Permeation cell gas detector

Abstract

Assuming knowledge of the number and species of gases present within an enclosed environment such as the atmosphere of a containment vessel of a nuclear plant, an apparatus and process for receiving a gas sample from said atmosphere and measuring the percentages of the various known number and species of gases present is disclosed. Assuming N number of gas species present, N-1 discrete chambers are utilized. Each chamber confines the sample gas, includes a discrete permeation cell having an internal volume isolated from the rest of the chamber by a permeable membrane, and has a pressure sensor for measuring the pressure within the permeation cell resulting from gas permeating through the permeable membrane.
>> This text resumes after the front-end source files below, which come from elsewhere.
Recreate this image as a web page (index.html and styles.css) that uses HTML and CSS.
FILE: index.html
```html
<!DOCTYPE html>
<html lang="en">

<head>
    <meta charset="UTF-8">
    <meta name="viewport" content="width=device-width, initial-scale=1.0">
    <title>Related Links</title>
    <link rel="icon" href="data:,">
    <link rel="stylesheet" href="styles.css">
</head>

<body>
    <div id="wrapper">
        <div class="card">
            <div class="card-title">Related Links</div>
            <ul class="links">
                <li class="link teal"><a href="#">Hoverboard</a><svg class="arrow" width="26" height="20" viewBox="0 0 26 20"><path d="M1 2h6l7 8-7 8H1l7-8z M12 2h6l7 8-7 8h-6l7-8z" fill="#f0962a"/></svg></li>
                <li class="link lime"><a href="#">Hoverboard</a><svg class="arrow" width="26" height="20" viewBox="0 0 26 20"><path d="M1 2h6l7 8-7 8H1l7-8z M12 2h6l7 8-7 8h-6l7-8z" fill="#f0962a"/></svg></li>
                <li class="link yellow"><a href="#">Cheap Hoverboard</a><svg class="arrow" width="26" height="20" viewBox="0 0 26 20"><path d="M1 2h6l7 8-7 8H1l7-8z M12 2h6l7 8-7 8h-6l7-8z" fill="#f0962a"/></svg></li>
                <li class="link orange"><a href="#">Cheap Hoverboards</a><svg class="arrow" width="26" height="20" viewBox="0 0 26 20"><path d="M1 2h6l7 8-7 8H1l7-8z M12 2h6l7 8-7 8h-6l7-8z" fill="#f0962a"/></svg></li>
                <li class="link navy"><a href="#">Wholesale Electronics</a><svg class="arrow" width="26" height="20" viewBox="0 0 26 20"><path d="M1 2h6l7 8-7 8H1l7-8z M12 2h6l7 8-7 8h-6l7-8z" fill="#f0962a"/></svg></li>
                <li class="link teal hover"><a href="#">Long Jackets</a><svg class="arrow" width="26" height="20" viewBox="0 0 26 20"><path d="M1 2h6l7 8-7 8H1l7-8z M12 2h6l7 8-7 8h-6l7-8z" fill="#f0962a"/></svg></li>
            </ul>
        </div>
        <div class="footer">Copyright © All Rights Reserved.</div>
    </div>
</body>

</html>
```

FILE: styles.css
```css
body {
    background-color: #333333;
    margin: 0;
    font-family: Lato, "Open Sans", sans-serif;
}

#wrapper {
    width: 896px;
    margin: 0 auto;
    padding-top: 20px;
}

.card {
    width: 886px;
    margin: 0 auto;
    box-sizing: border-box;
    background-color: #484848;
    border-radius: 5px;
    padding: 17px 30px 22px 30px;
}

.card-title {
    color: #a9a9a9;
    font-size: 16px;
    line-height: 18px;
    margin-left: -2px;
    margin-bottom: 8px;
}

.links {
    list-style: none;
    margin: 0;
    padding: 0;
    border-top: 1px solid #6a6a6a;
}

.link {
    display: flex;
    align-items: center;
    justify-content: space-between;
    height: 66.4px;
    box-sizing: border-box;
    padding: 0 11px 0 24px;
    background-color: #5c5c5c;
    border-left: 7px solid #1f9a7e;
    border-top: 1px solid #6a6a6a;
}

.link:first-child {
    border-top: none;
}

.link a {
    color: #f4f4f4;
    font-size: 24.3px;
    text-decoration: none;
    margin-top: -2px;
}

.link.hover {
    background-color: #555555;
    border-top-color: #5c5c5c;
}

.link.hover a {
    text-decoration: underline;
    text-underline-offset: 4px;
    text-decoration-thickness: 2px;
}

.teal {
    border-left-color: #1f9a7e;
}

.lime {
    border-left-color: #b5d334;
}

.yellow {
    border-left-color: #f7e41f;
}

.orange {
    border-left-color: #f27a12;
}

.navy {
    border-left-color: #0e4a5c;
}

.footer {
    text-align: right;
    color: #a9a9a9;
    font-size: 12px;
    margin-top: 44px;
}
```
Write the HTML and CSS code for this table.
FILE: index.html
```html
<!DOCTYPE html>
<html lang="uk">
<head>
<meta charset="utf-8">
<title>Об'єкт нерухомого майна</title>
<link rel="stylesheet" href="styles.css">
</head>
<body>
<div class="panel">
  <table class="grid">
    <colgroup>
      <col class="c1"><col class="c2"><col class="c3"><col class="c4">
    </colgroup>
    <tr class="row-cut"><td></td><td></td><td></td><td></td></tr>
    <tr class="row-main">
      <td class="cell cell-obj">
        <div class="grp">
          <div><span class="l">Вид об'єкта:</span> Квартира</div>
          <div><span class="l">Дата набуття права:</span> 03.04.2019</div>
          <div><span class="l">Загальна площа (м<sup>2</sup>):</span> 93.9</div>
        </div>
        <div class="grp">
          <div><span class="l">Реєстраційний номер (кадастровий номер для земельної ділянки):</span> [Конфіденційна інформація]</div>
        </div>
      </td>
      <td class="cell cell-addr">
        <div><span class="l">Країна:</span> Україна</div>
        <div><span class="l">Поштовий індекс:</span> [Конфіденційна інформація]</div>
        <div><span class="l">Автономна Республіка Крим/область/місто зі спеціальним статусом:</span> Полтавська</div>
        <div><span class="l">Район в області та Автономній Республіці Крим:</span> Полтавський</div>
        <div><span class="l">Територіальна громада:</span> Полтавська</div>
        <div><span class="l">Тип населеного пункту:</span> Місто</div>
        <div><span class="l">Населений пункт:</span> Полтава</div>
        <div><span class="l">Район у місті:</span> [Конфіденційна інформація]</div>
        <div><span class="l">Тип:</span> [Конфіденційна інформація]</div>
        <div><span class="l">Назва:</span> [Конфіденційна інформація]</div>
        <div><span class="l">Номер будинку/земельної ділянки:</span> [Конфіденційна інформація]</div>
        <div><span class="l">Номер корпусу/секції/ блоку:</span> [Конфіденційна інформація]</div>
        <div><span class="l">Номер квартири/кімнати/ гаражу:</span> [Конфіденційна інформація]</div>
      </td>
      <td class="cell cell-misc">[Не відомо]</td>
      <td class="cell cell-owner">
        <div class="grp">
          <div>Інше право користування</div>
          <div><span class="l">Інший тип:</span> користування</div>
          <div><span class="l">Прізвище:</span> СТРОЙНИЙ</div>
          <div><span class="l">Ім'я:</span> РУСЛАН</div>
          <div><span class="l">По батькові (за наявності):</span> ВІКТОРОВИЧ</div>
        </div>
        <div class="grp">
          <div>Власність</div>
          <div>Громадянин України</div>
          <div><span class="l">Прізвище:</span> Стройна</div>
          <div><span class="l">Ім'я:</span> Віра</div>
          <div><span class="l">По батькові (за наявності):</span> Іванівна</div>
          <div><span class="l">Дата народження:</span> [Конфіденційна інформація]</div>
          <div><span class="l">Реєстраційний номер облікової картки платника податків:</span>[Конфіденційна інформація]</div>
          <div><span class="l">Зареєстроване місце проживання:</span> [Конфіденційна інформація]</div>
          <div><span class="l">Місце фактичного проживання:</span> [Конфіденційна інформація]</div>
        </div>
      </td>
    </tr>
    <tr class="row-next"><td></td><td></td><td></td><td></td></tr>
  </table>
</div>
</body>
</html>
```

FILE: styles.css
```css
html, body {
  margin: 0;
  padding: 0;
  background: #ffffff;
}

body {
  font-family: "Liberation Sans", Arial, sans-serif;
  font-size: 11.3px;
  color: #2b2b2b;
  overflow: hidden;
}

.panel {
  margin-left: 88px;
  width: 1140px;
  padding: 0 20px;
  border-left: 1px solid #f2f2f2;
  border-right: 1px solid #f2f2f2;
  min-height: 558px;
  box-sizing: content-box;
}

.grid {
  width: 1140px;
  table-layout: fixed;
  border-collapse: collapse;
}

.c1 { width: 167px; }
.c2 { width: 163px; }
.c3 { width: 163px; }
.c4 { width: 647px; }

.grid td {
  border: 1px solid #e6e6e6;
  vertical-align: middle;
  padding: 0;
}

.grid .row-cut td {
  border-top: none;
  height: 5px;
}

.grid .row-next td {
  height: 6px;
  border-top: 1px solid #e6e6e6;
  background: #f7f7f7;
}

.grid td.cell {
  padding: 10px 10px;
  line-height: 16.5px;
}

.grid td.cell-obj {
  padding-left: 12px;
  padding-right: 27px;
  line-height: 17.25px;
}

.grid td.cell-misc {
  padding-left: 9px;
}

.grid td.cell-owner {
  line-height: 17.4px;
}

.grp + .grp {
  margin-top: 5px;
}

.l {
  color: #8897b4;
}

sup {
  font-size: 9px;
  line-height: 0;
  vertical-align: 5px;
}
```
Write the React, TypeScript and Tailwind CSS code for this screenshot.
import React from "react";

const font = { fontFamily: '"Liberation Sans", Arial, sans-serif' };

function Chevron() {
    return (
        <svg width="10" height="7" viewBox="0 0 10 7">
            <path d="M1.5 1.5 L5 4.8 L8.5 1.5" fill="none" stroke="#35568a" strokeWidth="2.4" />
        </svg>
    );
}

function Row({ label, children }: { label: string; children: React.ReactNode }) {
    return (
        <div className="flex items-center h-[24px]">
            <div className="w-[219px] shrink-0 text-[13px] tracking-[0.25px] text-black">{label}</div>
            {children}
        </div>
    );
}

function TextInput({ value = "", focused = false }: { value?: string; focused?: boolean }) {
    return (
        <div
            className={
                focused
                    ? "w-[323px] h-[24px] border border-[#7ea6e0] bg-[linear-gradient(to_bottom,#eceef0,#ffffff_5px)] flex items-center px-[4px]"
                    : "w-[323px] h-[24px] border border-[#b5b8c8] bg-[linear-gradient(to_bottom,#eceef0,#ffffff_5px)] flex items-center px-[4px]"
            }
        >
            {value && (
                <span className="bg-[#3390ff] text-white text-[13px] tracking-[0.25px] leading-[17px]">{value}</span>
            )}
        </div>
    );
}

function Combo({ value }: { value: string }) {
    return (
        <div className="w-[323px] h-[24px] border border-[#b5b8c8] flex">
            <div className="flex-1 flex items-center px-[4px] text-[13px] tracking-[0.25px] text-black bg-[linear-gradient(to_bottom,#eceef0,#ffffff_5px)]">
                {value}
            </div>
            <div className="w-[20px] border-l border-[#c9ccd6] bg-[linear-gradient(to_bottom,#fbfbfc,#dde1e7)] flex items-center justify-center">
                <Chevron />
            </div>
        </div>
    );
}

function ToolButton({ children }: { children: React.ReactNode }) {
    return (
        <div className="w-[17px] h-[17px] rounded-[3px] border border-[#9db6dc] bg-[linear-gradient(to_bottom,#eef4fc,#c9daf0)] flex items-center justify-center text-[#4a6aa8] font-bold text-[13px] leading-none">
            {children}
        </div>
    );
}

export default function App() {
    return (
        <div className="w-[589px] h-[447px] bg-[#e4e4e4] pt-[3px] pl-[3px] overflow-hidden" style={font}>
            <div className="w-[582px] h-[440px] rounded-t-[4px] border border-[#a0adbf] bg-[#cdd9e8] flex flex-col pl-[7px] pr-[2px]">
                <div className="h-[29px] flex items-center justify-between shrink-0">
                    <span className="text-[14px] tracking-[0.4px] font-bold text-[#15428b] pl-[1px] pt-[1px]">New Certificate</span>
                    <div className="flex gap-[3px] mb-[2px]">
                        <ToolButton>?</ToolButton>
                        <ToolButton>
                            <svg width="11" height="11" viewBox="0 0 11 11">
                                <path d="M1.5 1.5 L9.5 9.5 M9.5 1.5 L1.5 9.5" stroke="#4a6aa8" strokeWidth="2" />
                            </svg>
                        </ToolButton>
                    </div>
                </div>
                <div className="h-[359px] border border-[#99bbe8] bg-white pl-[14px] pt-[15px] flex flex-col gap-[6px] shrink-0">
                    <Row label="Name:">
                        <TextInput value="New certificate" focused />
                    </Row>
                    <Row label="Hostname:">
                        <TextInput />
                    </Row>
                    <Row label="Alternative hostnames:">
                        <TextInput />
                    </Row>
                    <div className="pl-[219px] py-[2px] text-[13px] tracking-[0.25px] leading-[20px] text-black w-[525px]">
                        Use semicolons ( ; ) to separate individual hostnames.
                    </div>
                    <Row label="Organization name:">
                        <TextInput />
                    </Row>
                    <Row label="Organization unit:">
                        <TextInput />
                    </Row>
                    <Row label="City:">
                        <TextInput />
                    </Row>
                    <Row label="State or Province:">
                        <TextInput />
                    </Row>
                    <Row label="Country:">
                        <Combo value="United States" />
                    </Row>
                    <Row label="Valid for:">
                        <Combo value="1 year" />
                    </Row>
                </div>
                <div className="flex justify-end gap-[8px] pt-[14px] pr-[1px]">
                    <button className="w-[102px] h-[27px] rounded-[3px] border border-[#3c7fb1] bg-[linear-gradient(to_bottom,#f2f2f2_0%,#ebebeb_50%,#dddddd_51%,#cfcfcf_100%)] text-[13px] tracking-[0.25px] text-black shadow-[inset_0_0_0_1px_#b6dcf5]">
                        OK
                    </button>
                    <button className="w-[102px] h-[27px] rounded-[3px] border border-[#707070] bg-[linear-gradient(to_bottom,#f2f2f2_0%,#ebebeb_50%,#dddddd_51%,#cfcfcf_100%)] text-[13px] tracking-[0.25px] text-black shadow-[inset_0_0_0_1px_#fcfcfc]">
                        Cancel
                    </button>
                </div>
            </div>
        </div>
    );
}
Each chamber is isothermal and maintained at its own discrete temperature. Sample gas is introduced into each chamber and allowed to come to equilibrium with the temperature of the chamber. When thermal equilibrium is attained, the permeation cell in each chamber is evacuated by a vacuum pump. Thereafter, gas permeation through each membrane occurs for a given and measured period of time. This period of time is chosen so that the pressure buildup resulting from gas permeating into the cell is but a small fraction of the total sample gas pressure in each chamber. Thereafter, the permeation rates for each cell at each cell's temperature together with the total sample gas pressure are solved in a simultaneous equation format to determine the percentage of each of the N gas species present.